There is a particular sound that announces bánh mì mực nướng before you ever see it: the hiss and snap of squid hitting a charcoal grate, followed by a curl of smoke that smells faintly of the sea and faintly of caramelizing marinade. This is grilled squid bánh mì, and it belongs to the coastal stretches of Vietnam where the catch is close enough that the cook can be fussy about freshness. The squid is scored in a tight crosshatch so it blooms open over the heat and takes on char at the ridges, then it is tucked into a rice-flour baguette with đồ chua, cucumber batons, cilantro, sliced chilli, and a smear of something rich to hold it all in conversation.

The craft sits almost entirely in the squid and the bread. A good cook scores the flesh on the inside face, deep enough to encourage the curl but not so deep that the rings shred. The marinade leans on fish sauce, garlic, a little sugar, and often lemongrass, brushed on rather than soaked so the surface chars instead of stews. Over real charcoal the squid firms to a clean snap with smoky, slightly sweet edges; over a tired flat-top it weeps water, turns to rubber, and the whole sandwich goes flat and chewy. The baguette has to be the airy, thin-crusted Vietnamese kind, warmed so the shell shatters and the crumb compresses around the filling. A sloppy version drowns the squid in mayonnaise and skips the pickles, so every bite is fat and sea and nothing to cut it; the version worth eating keeps the đồ chua sharp and the chilli present so the sweetness of the squid has somewhere to go. Squid is unforgiving on timing, and the difference between tender and erased is a matter of moments at the grill.
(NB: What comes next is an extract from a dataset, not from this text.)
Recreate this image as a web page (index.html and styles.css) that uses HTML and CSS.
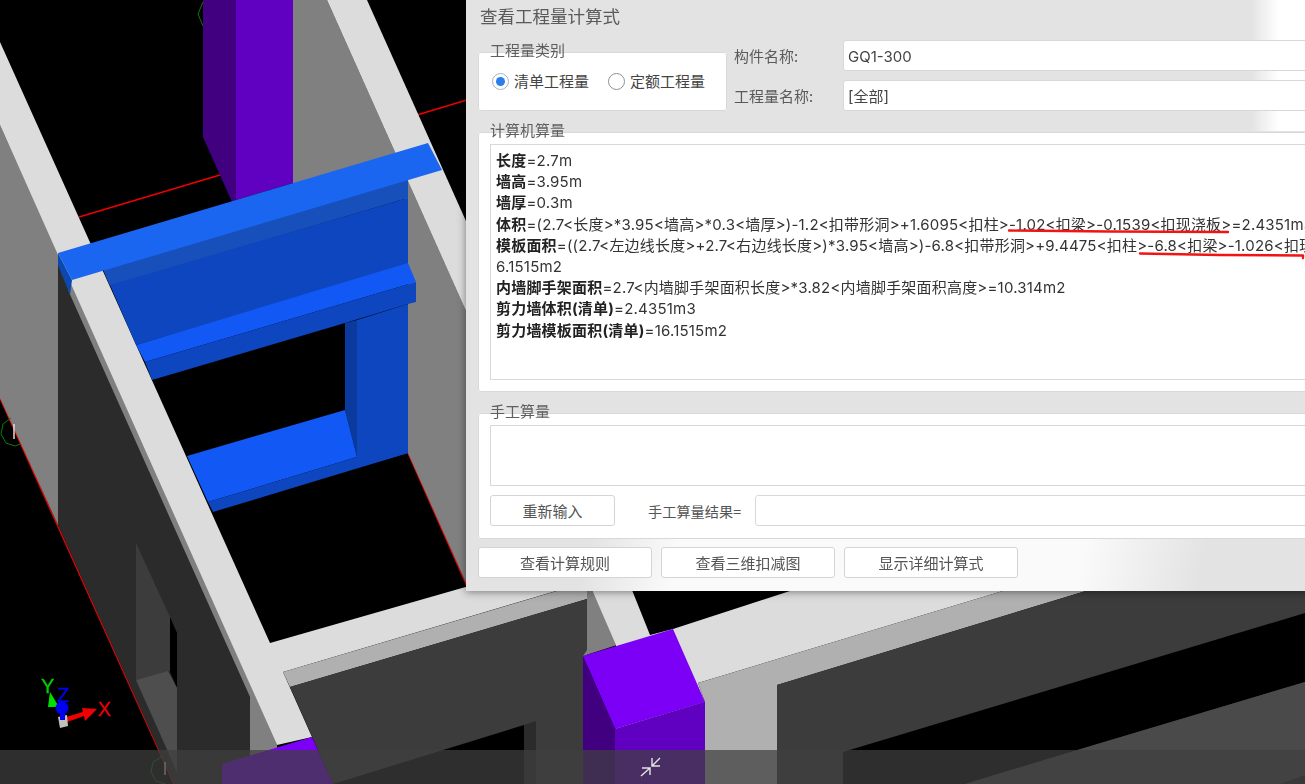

Regional habits push it in different directions. Some cooks add a slick of satay-style chilli oil heavy with lemongrass and dried shrimp, which turns the sandwich smoky-hot and louder; others keep it almost plain, trusting the char and the pickles. Coastal stalls sometimes thread the squid onto skewers so it grills evenly and arrives still ticking with heat. Squid stuffed with seasoned pork before grilling is a beloved table dish in its own right, and pressing that into a baguette is a richer, denser proposition that deserves its own article rather than being crowded in here.